In 1984, the fields were given to the Georgia Forestry Commission. In the winter of 1984–1985, loblolly pines were planted on approximately 480 acres.

== Present day ==
Currently, Spirit Creek Forest contains loblolly pines along with other types of timber, including longleaf pines and mixed strands of hardwood. Benefits provided by the forest include timber production, wildlife habitats, soil conservation, water conservation, aesthetics, and educational opportunities. The forest is located in the southern part of Richmond County and is 30 minutes away from Augusta, Georgia.

== Spirit Creek Forest Wildlife Management Area ==
The Spirit Creek Forest Wildlife Management Area is a 570 acre property adjacent to Spirit Creek Forest that provides hunting opportunities for deer, turkey and small game hunting.
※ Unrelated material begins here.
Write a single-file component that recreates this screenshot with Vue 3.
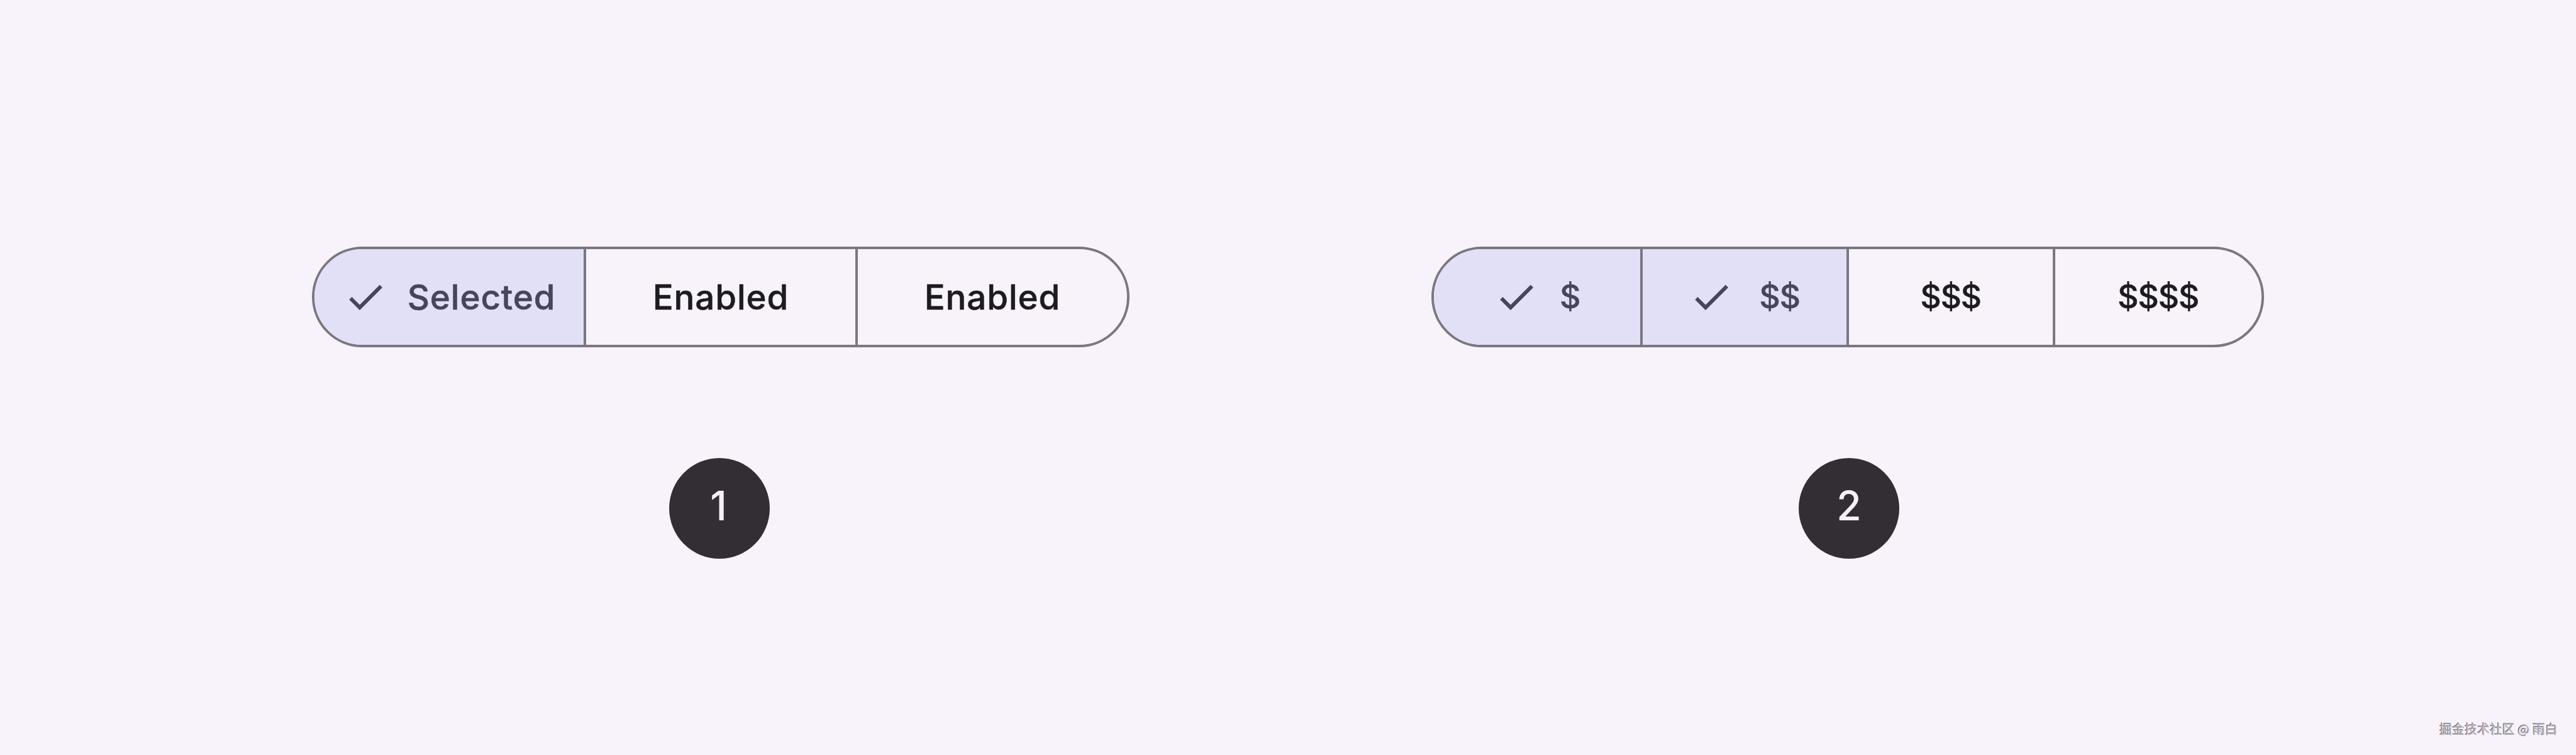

The area is jointly managed between the Wildlife Resources Division of the Georgia Department of Natural Resources and the Georgia Forestry Commission. The main hunting opportunities at the Spirit Creek Forest WMA include archery deer, archery turkey, squirrel, and rabbit, along with some dove and waterfowl. Only shotguns and archery equipment may be used for small game hunting. Other activities available within the Wildlife Management Area include biking, geocaching, and wildlife viewing. Several bike trails also run through the area.